• **AIM**
Skip the pictures and extract all of the lines exactly as written.

-- Start AVAILABLE DATA --

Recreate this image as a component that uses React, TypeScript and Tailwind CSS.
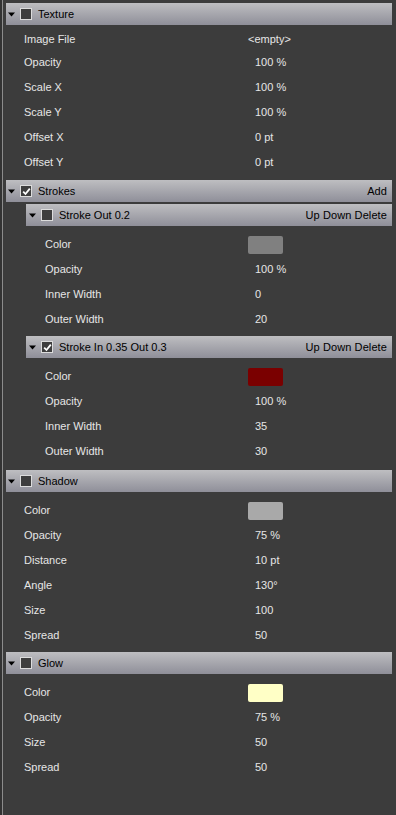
import React from "react";

type Row = { label: string; value?: string; swatch?: string; wide?: boolean };

function Arrow() {
  return (
    <svg width="7" height="5" viewBox="0 0 7 5" className="shrink-0">
      <path d="M0 0.5 L7 0.5 L3.5 4.5 Z" fill="#000" />
    </svg>
  );
}

function Check({ checked }: { checked?: boolean }) {
  return (
    <div className="w-[12px] h-[12px] shrink-0 border border-[#dcdcdc] bg-[#3e3e3e] flex items-center justify-center">
      {checked && (
        <svg width="9" height="9" viewBox="0 0 9 9">
          <path d="M1.2 4.6 L3.5 7 L7.8 1.6" stroke="#fff" strokeWidth="1.8" fill="none" />
        </svg>
      )}
    </div>
  );
}

function Header({ title, checked, actions, sub }: { title: string; checked?: boolean; actions?: string; sub?: boolean }) {
  return (
    <div
      className={
        "h-[22px] flex items-center bg-gradient-to-b from-[#bebec1] to-[#8f8f99] text-black " +
        (sub ? "ml-[23px] pl-[3px]" : "ml-[3px] pl-[2px]")
      }
    >
      <Arrow />
      <div className="w-[5px]" />
      <Check checked={checked} />
      <span className="ml-[6px]">{title}</span>
      {actions && <span className="ml-auto pr-[5px] tracking-[0.1px]">{actions}</span>}
    </div>
  );
}

function Rows({ rows, sub, firstShort }: { rows: Row[]; sub?: boolean; firstShort?: boolean }) {
  return (
    <div>
      {rows.map((r, i) => (
        <div
          key={r.label}
          className={
            "flex items-center text-[#e6e6e6] " +
            (firstShort && i === 0 ? "h-[22px] " : "h-[25px] ") +
            (sub ? "pl-[42px]" : "pl-[21px]")
          }
        >
          <span className={sub ? "w-[203px]" : "w-[224px]"}>{r.label}</span>
          {r.swatch ? (
            <div className="w-[35px] h-[18px] rounded-[2px]" style={{ background: r.swatch }} />
          ) : r.wide ? (
            <span>{r.value}</span>
          ) : (
            <span className="pl-[7px]">{r.value}</span>
          )}
        </div>
      ))}
    </div>
  );
}

export default function App() {
  return (
    <div
      className="w-[396px] h-[815px] bg-[#3c3c3c] text-[11px] overflow-hidden flex"
      style={{ fontFamily: '"Liberation Sans", Arial, sans-serif' }}
    >
      <div className="w-[2px] h-full bg-[#333]" />
      <div className="w-[1px] h-full bg-[#8c8c8c]" />
      <div className="flex-1 pr-[4px] pt-[3px]">
        <Header title="Texture" />
        <div className="h-[3px]" />
        <Rows
          firstShort
          rows={[
            { label: "Image File", value: "<empty>", wide: true },
            { label: "Opacity", value: "100 %" },
            { label: "Scale X", value: "100 %" },
            { label: "Scale Y", value: "100 %" },
            { label: "Offset X", value: "0 pt" },
            { label: "Offset Y", value: "0 pt" },
          ]}
        />
        <div className="h-[5px]" />
        <Header title="Strokes" checked actions="Add" />
        <div className="h-[2px]" />
        <Header title="Stroke Out 0.2" sub actions="Up Down Delete" />
        <div className="h-[6px]" />
        <Rows
          sub
          rows={[
            { label: "Color", swatch: "#808080" },
            { label: "Opacity", value: "100 %" },
            { label: "Inner Width", value: "0" },
            { label: "Outer Width", value: "20" },
          ]}
        />
        <div className="h-[4px]" />
        <Header title="Stroke In 0.35 Out 0.3" sub checked actions="Up Down Delete" />
        <div className="h-[6px]" />
        <Rows
          sub
          rows={[
            { label: "Color", swatch: "#7a0000" },
            { label: "Opacity", value: "100 %" },
            { label: "Inner Width", value: "35" },
            { label: "Outer Width", value: "30" },
          ]}
        />
        <div className="h-[6px]" />
        <Header title="Shadow" />
        <div className="h-[6px]" />
        <Rows
          rows={[
            { label: "Color", swatch: "#a9a9a9" },
            { label: "Opacity", value: "75 %" },
            { label: "Distance", value: "10 pt" },
            { label: "Angle", value: "130°" },
            { label: "Size", value: "100" },
            { label: "Spread", value: "50" },
          ]}
        />
        <div className="h-[4px]" />
        <Header title="Glow" />
        <div className="h-[6px]" />
        <Rows
          rows={[
            { label: "Color", swatch: "#ffffc6" },
            { label: "Opacity", value: "75 %" },
            { label: "Size", value: "50" },
            { label: "Spread", value: "50" },
          ]}
        />
      </div>
    </div>
  );
}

-- End AVAILABLE DATA --

• **FINISHED TASK**
Recreate this image as a component that uses React, TypeScript and Tailwind CSS.
import React from "react";

type Row = { label: string; value?: string; swatch?: string; wide?: boolean };

function Arrow() {
  return (
    <svg width="7" height="5" viewBox="0 0 7 5" className="shrink-0">
      <path d="M0 0.5 L7 0.5 L3.5 4.5 Z" fill="#000" />
    </svg>
  );
}

function Check({ checked }: { checked?: boolean }) {
  return (
    <div className="w-[12px] h-[12px] shrink-0 border border-[#dcdcdc] bg-[#3e3e3e] flex items-center justify-center">
      {checked && (
        <svg width="9" height="9" viewBox="0 0 9 9">
          <path d="M1.2 4.6 L3.5 7 L7.8 1.6" stroke="#fff" strokeWidth="1.8" fill="none" />
        </svg>
      )}
    </div>
  );
}

function Header({ title, checked, actions, sub }: { title: string; checked?: boolean; actions?: string; sub?: boolean }) {
  return (
    <div
      className={
        "h-[22px] flex items-center bg-gradient-to-b from-[#bebec1] to-[#8f8f99] text-black " +
        (sub ? "ml-[23px] pl-[3px]" : "ml-[3px] pl-[2px]")
      }
    >
      <Arrow />
      <div className="w-[5px]" />
      <Check checked={checked} />
      <span className="ml-[6px]">{title}</span>
      {actions && <span className="ml-auto pr-[5px] tracking-[0.1px]">{actions}</span>}
    </div>
  );
}

function Rows({ rows, sub, firstShort }: { rows: Row[]; sub?: boolean; firstShort?: boolean }) {
  return (
    <div>
      {rows.map((r, i) => (
        <div
          key={r.label}
          className={
            "flex items-center text-[#e6e6e6] " +
            (firstShort && i === 0 ? "h-[22px] " : "h-[25px] ") +
            (sub ? "pl-[42px]" : "pl-[21px]")
          }
        >
          <span className={sub ? "w-[203px]" : "w-[224px]"}>{r.label}</span>
          {r.swatch ? (
            <div className="w-[35px] h-[18px] rounded-[2px]" style={{ background: r.swatch }} />
          ) : r.wide ? (
            <span>{r.value}</span>
          ) : (
            <span className="pl-[7px]">{r.value}</span>
          )}
        </div>
      ))}
    </div>
  );
}

export default function App() {
  return (
    <div
      className="w-[396px] h-[815px] bg-[#3c3c3c] text-[11px] overflow-hidden flex"
      style={{ fontFamily: '"Liberation Sans", Arial, sans-serif' }}
    >
      <div className="w-[2px] h-full bg-[#333]" />
      <div className="w-[1px] h-full bg-[#8c8c8c]" />
      <div className="flex-1 pr-[4px] pt-[3px]">
        <Header title="Texture" />
        <div className="h-[3px]" />
        <Rows
          firstShort
          rows={[
            { label: "Image File", value: "<empty>", wide: true },
            { label: "Opacity", value: "100 %" },
            { label: "Scale X", value: "100 %" },
            { label: "Scale Y", value: "100 %" },
            { label: "Offset X", value: "0 pt" },
            { label: "Offset Y", value: "0 pt" },
          ]}
        />
        <div className="h-[5px]" />
        <Header title="Strokes" checked actions="Add" />
        <div className="h-[2px]" />
        <Header title="Stroke Out 0.2" sub actions="Up Down Delete" />
        <div className="h-[6px]" />
        <Rows
          sub
          rows={[
            { label: "Color", swatch: "#808080" },
            { label: "Opacity", value: "100 %" },
            { label: "Inner Width", value: "0" },
            { label: "Outer Width", value: "20" },
          ]}
        />
        <div className="h-[4px]" />
        <Header title="Stroke In 0.35 Out 0.3" sub checked actions="Up Down Delete" />
        <div className="h-[6px]" />
        <Rows
          sub
          rows={[
            { label: "Color", swatch: "#7a0000" },
            { label: "Opacity", value: "100 %" },
            { label: "Inner Width", value: "35" },
            { label: "Outer Width", value: "30" },
          ]}
        />
        <div className="h-[6px]" />
        <Header title="Shadow" />
        <div className="h-[6px]" />
        <Rows
          rows={[
            { label: "Color", swatch: "#a9a9a9" },
            { label: "Opacity", value: "75 %" },
            { label: "Distance", value: "10 pt" },
            { label: "Angle", value: "130°" },
            { label: "Size", value: "100" },
            { label: "Spread", value: "50" },
          ]}
        />
        <div className="h-[4px]" />
        <Header title="Glow" />
        <div className="h-[6px]" />
        <Rows
          rows={[
            { label: "Color", swatch: "#ffffc6" },
            { label: "Opacity", value: "75 %" },
            { label: "Size", value: "50" },
            { label: "Spread", value: "50" },
          ]}
        />
      </div>
    </div>
  );
}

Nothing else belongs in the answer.